I don't know how I'll like it yet.
post #44 of 46
Mine are 11/97 (boy) 3/99 (boy) 9/05 (girl) & 10/08 (girl) and we love that spacing.
post #45 of 46
I think whatever you end up with, you'll find the positives and negatives in.

With my son I dreamed of 2 years apart. But when he hit 15 months I just wasn't ready to give up the bond I had with him. Found myself preg. a few months after his 2nd b-day - they would have been exactly 3 years apart, same due date. Felt, wow, 3 years is gonna be perfect! BUT I m/c. Time passed, 2 more m/c... my girls were born when he was 4y4m - longer than I thought I'd like but there's been some positives. He can help with the babies a LOT. He can even lug them around to pull them out of danger. He can bring me things or he can do a lot of things for himself if I am busy with a baby and he needs/wants something.

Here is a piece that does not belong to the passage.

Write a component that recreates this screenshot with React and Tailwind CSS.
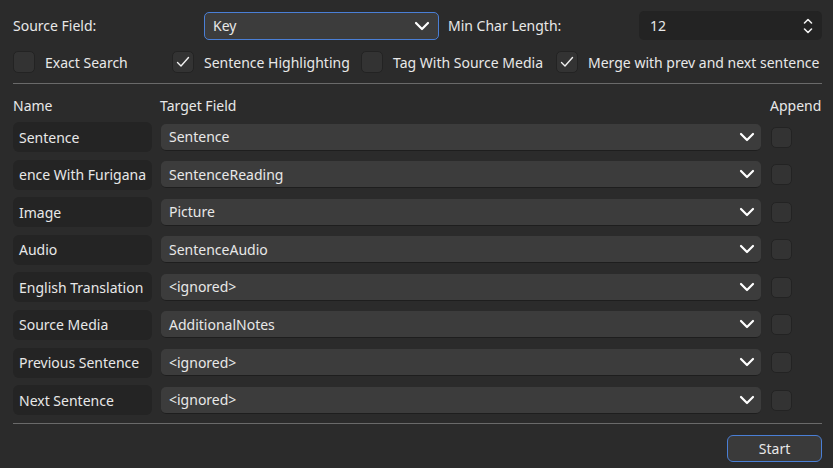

Still... it's a little longer than I'd like... though he has a great bond with one of the babies (and doesn't seem to like the other one as much) I do worry about whether or not they'll ever really play together. But as adults, I think they'll be close. Four years is NOTHING to an adult.

If I have one more I am hoping for a 2-3 year gap.
post #46 of 46
My kids are 22 months apart. It has worked out very well, and hasn't been particularly stressful or hard - although once my DS started moving it did get more challenging... I really think, though, that the ease or trouble for a mom with spacing is all about the children's personalities and your personality. My DD is very easygoing, sensitive, and into mothering. My DS is rambunctious, outgoing, and so very very fast and busy. If HE were my first, I would think 22 months was too close. But he's not, so it isn't.

We are not planning on having another child as soon (DH isn't sure about if at all), and really I don't think DS would handle it very well at all if we did (and I wouldn't either - DS is so busy and young that it would be hard to keep up with him and a newborn).